Now, to make the paintings even more interesting, I thought I would paint the same image on each panel of the grid. Sounds kind of boring, huh? Well, if they were all exactly the same, I'm sure it would be. What I decided to do was take one image and enlarge it into four sizes and then crop them differently too. It would be the same image, but different at the same time. Making any sense? If not, I started the 8"x8" panel grid today. These are extremely rough and one panel hasn't been painted at all, so you'll have to use your imagination. Let me know what you think of this idea.



In case you're wondering, it isn't easy to do the same image three times and make them all look the same. Now, this is still in the underpainting stage so I still have a lot of work to do and they may end up looking more alike when I am done, but for now, not so much. We'll see how they look tomorrow. 




Friday, July 8, 2011

Barring a Mouth

Check this out.... My painting, "Turtle Race" (which is at the JoAnne Artman Gallery) is in the Laguna Beach Coastline Pilot!

Meanwhile, back in the studio.... I finished the underpainting for another painting. The eyes are so pretty in this one that I am considering NOT covering the eyes. It could still happen, but I'm also considering Robin Luciano Beaty's suggestion of covering the mouth instead. I kind of like the message that it suggests...that pretty girls should keep their mouths shut. It reminds me of watching old "Kung Fu" movies when I was a kid. One, in particular,  had a Chinese princess, who was a beautiful woman that never spoke. The men would all literally fight for her, and when the man who won would get his "prize", she would start speaking and turn everyone off by her voice and senseless chatter. Suddenly she wasn't very pretty once she opened her mouth. I can remember my mom telling me I was like the Chinese princess and it took me many years to figure out what she meant (yeah, it wasn't a very nice comment). I may just cover the mouth of this painting in reference to that movie. We'll see.



I also worked on the other painting I started this week. I'm thinking one more day on this and I will be done.



Wednesday, July 6, 2011

Waiting for Paint to Dry

Today I finished the underpainting of the current piece that I started yesterday. My underpaintings are very thin layers of oil paint that enables me to figure out shapes and color, while "priming" the panel with some paint so that the next layers go on more smoothly. In addition, since I am working on a gessoed panel, it's usually hard for me to get a really dark brown on on the first coat. By doing an underpainting, the panel absorbs enough of the dark pigment so that the next layer goes on darker and less patchy.

I usually do three layers of paint: 1. underpainting, 2. second, more defining layer, 3. highlights and accents. I really need the underpainting to dry before adding the next layer, because if I don't, the paint just lifts off the panel when I try to add the next layer. It can get pretty patchy looking if I don't wait.

So, while I was waiting for the underpainting to dry, I decided to start the underpainting for a second piece. I can already tell I will be getting "hate" emails begging me not to cover the eyes of this next one...

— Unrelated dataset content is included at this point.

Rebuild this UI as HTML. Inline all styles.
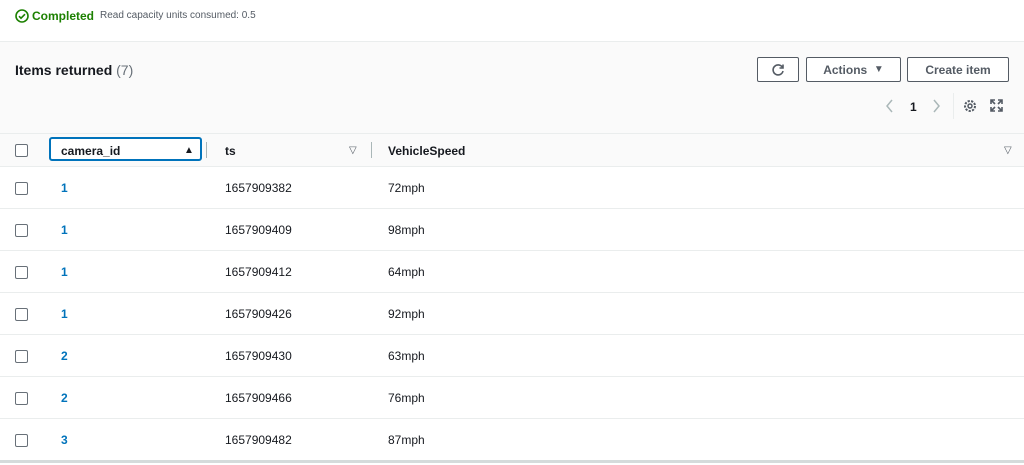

This what I started with this morning.


Tehehe...floating head!

The underpainting completed. Final size of the painting is 30"x24". I
 really like having the large amount of white space on top.

Here's the painting I started while I was waiting for the paint to dry on the above piece:

This painting is 16"x16"...it's a small one!

Tuesday, July 5, 2011

Two Beach Paintings Finished and One Started

Here are the latest two finished paintings, freshly waxed!

"Tide Pool" 24"x30", oil and encaustic wax on panel

"Taking a Stroll" 30"x40", oil and encaustic wax on panel

I also started a new painting today. It goes along with my beach theme that I am currently working on. I like how the guy on the left looks like he has a really big mustache but it's actually the hair of the girl in front of him.